At the meeting of "The Grand Royal Arch Chapter of the Northern States of America," at Providence, January 9-10,1799, a revised Constitution was presented, and Article II, Sect. I, says "The several Deputy Grand Chapters of the States before mentioned shall in future be styled State Grand Chapters."
This revised Constitution, presented in the closing hours of the meeting on the second day, begins as follows: "There shall be a General Grand Chapter of Royal Arch Masons," etc. There is no record that any action was taken on this new Constitution at any time and, in 1806, another Constitution forming a General grand Chapter was adopted. This last Constitution was ratified and became the basis of the Grand Chapter of Today.

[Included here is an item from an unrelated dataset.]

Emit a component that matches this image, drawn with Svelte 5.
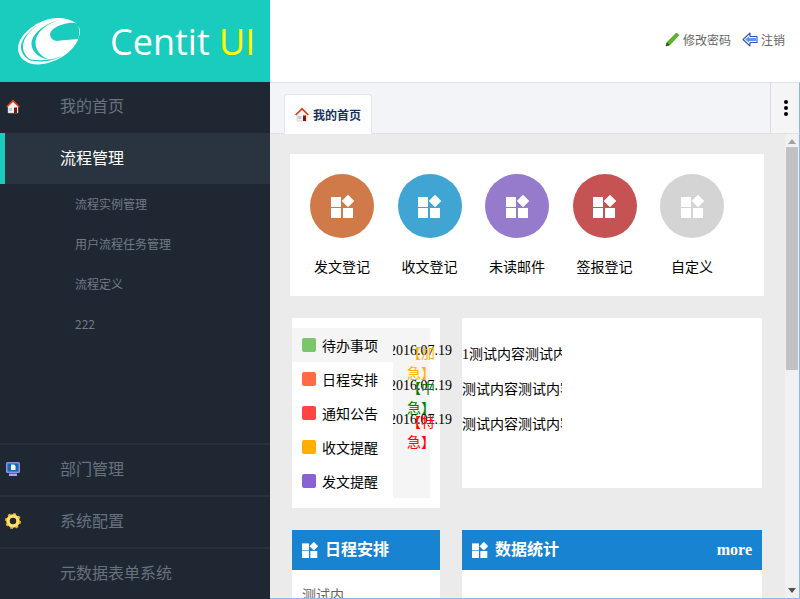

The earliest known record of the conferring of the Royal Arch Degree on this continent is found in the records of Fredericksburg Lodge, of Fredericksburg, Va., under the date of December 22, 1753. This degree was there and elsewhere at various times worked in a Blue Lodge. In one State a grand Chapter was formed by and under the control of grand Lodge as an adjunct or agent, but to this time no record has been produced of any regularly organized and independent Capitular Body, either subordinate or Grand, in the United States of as early a date as that of the Royal Arch Lodge (now St. Andrew's Chapter) of Boston, of the Grand Royal Arch Chapter of the Northern States of America constituted at Hartford, Conn., and which in it's Constitution created the State Grand Chapters which, when organized and functioning, superseded the Grand Royal Arch Chapter of the Northern States.